Cryptocurrencies like Bitcoin and Ethereum allow for peer-to-peer payments across borders in real time — without the delays and costs typically associated with traditional banking systems. This makes digital assets particularly useful for global commerce, remittances, and cross-border trade.
Portfolio Diversification
Digital assets provide investors with new opportunities to diversify their portfolios.
Cryptocurrencies like Bitcoin are often seen as hedges against inflation, while NFTs and tokenized real estate offer exposure to innovative markets such as digital art and blockchain-powered property ownership. This diversification allows investors to reduce risk while gaining exposure to emerging sectors.
Security and Transparency
Blockchain-based digital assets offer enhanced security and transparency.
Transactions can be recorded on an immutable public ledger, which reduces the risk of fraud and allows for easy verification of ownership and transaction history. This transparency builds trust among users and ensures the integrity of financial systems.
The Bottom Line
Digital assets are changing how value is managed and exchanged in the modern economy.
From cryptocurrencies like Bitcoin and Ethereum to unique assets like non-fungible tokens (NFTs), they offer secure, transparent, and decentralized solutions for transferring ownership and conducting transactions.

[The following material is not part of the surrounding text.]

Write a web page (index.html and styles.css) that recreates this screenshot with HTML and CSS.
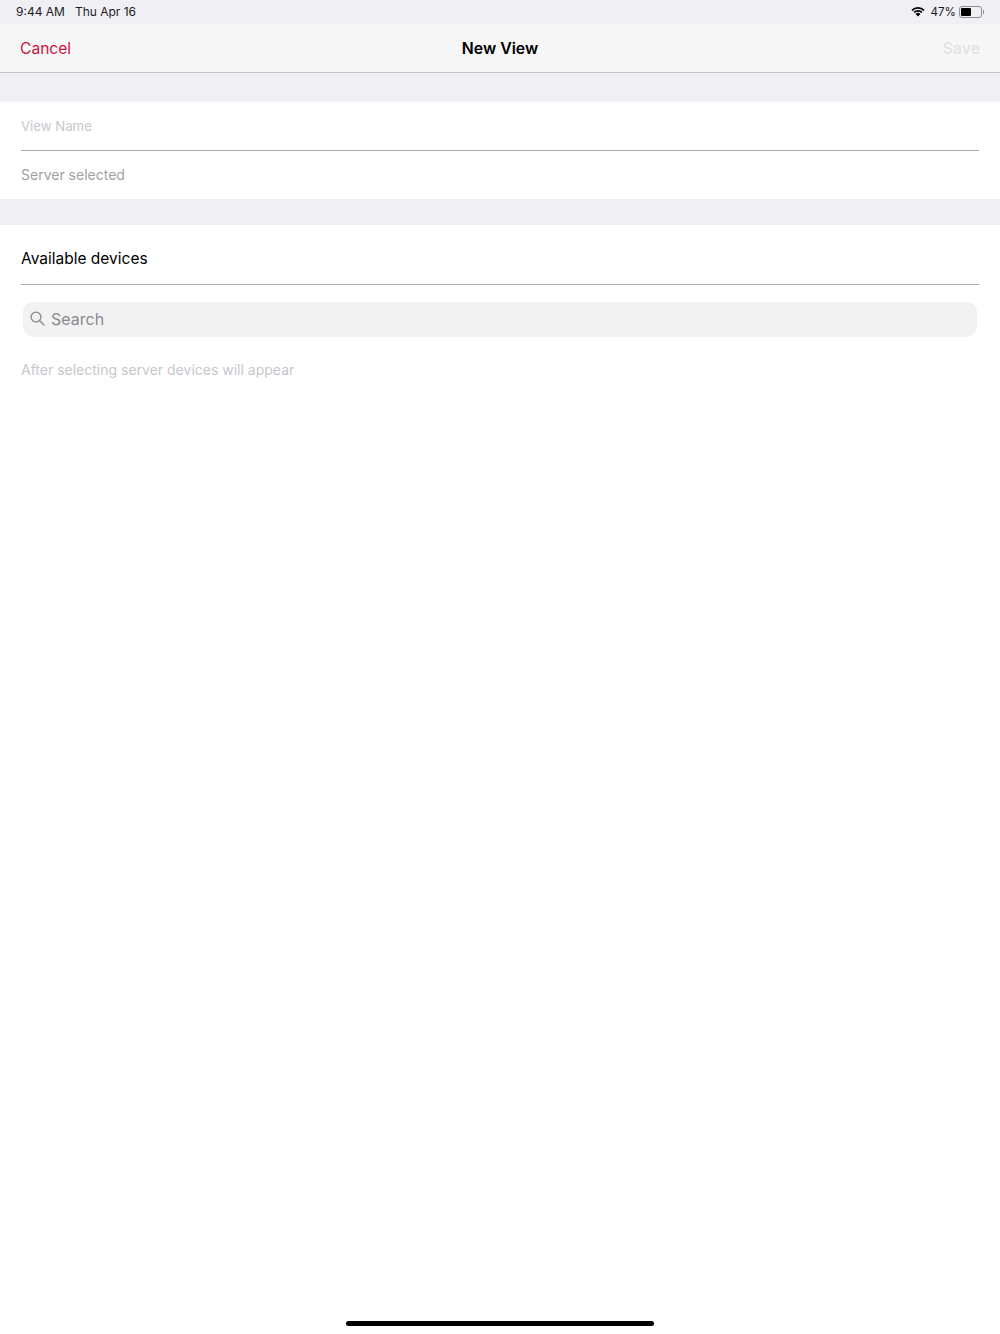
FILE: index.html
```html
<!DOCTYPE html>
<html lang="en">
<head>
    <meta charset="UTF-8">
    <title>New View</title>
    <link rel="stylesheet" href="styles.css">
</head>
<body>
    <div class="page">
        <div class="status-bar">
            <div class="status-left">
                <span>9:44 AM</span>
                <span>Thu Apr 16</span>
            </div>
            <div class="status-right">
                <svg class="wifi" width="14" height="11" viewBox="0 0 15 11">
                    <path d="M0.4 3.6 A10 10 0 0 1 14.6 3.6 L13.3 5 A8.2 8.2 0 0 0 1.7 5 Z" fill="#000"/>
                    <path d="M2.6 5.9 A7 7 0 0 1 12.4 5.9 L11.1 7.2 A5.2 5.2 0 0 0 3.9 7.2 Z" fill="#000"/>
                    <path d="M4.9 8.2 A3.7 3.7 0 0 1 10.1 8.2 L7.5 10.9 Z" fill="#000"/>
                </svg>
                <span>47%</span>
                <div class="battery"><div class="battery-level"></div></div>
                <div class="battery-tip"></div>
            </div>
        </div>

        <header class="nav-bar">
            <span class="nav-cancel">Cancel</span>
            <h1 class="nav-title">New View</h1>
            <span class="nav-save">Save</span>
        </header>

        <div class="spacer spacer-top"></div>

        <section class="form-group">
            <div class="form-row form-row-line"><span class="placeholder">View Name</span></div>
            <div class="form-row form-row-last"><span class="server">Server selected</span></div>
        </section>

        <div class="spacer spacer-mid"></div>

        <section class="devices">
            <h2 class="devices-title">Available devices</h2>
            <div class="search-box">
                <svg class="search-icon" width="15" height="15" viewBox="0 0 15 15">
                    <circle cx="6" cy="6" r="4.9" fill="none" stroke="#8a8a8e" stroke-width="1.3"/>
                    <path d="M9.6 9.6 L14 14" stroke="#8a8a8e" stroke-width="1.4" stroke-linecap="round"/>
                </svg>
                <span>Search</span>
            </div>
            <p class="devices-empty">After selecting server devices will appear</p>
        </section>

        <div class="home-indicator"></div>
    </div>
</body>
</html>
```

FILE: styles.css
```css
* {
    box-sizing: border-box;
    margin: 0;
    padding: 0;
}

body {
    font-family: Inter, "Liberation Sans", sans-serif;
    background: #fff;
    color: #000;
}

.page {
    height: 1334px;
    display: flex;
    flex-direction: column;
}

/* Status bar */
.status-bar {
    height: 24px;
    background: #efeff4;
    display: flex;
    justify-content: space-between;
    align-items: center;
    padding: 0 16px 1px 16px;
    font-size: 12px;
    color: #1c1c1e;
}

.status-left {
    display: flex;
    gap: 10px;
}

.status-right {
    display: flex;
    align-items: center;
}

.wifi {
    margin-right: 6px;
}

.status-right span {
    font-size: 11.6px;
}

.battery {
    width: 23px;
    height: 12px;
    margin-left: 3px;
    padding: 1px;
    border: 1px solid #8e8e93;
    border-radius: 3px;
}

.battery-level {
    width: 10px;
    height: 100%;
    background: #000;
    border-radius: 1px;
}

.battery-tip {
    width: 1px;
    height: 4px;
    background: #8e8e93;
    margin-left: 1px;
}

/* Nav bar */
.nav-bar {
    height: 49px;
    background: #f7f7f8;
    border-bottom: 1px solid #c4c4c6;
    display: grid;
    grid-template-columns: 1fr auto 1fr;
    align-items: center;
    padding: 0 20px;
    font-size: 15.8px;
}

.nav-cancel {
    color: #c8143c;
    font-size: 15.6px;
}

.nav-title {
    font-size: 15.8px;
    font-weight: 600;
}

.nav-save {
    color: #e3e3e5;
    font-weight: 600;
    text-align: right;
}

.spacer {
    background: #efeff4;
}

.spacer-top {
    height: 29px;
}

.spacer-mid {
    height: 26px;
}

/* Form */
.form-group {
    padding: 0 21px;
}

.form-row {
    height: 49px;
    display: flex;
    align-items: center;
    font-size: 14px;
}

.form-row-line {
    border-bottom: 1px solid #a9a9a9;
    font-size: 13.2px;
    padding-bottom: 1px;
}

.form-row-last {
    height: 48px;
    padding-bottom: 1px;
}

.placeholder {
    color: #c7c7cd;
}

.server {
    color: #a0a0a3;
}

/* Devices */
.devices {
    padding: 0 21px;
    flex: 1;
}

.devices-title {
    height: 60px;
    padding-top: 7px;
    border-bottom: 1px solid #b0b0b0;
    display: flex;
    align-items: center;
    font-size: 15.5px;
    font-weight: 400;
}

.search-box {
    height: 35px;
    margin: 17px 2px 0;
    padding: 0 0 2px 7px;
    background: #f2f2f3;
    border-radius: 10px;
    display: flex;
    align-items: center;
    gap: 6px;
    font-size: 16px;
    color: #8a8a8e;
}

.devices-empty {
    margin-top: 24px;
    font-size: 14px;
    color: #c7c7cd;
}

.home-indicator {
    width: 308px;
    height: 5px;
    margin: 0 auto 8px;
    background: #000;
    border-radius: 3px;
}
```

Powered by blockchain technology, digital assets can provide an immutable and trustless system that eliminates the need for intermediaries, making them highly attractive across industries like finance, real estate, and entertainment.
As the digital economy continues to evolve, businesses and individuals alike must understand the growing significance of digital assets. Their role in enhancing financial inclusion, streamlining transactions, and providing new investment opportunities is set to expand as blockchain technology becomes more widely adopted.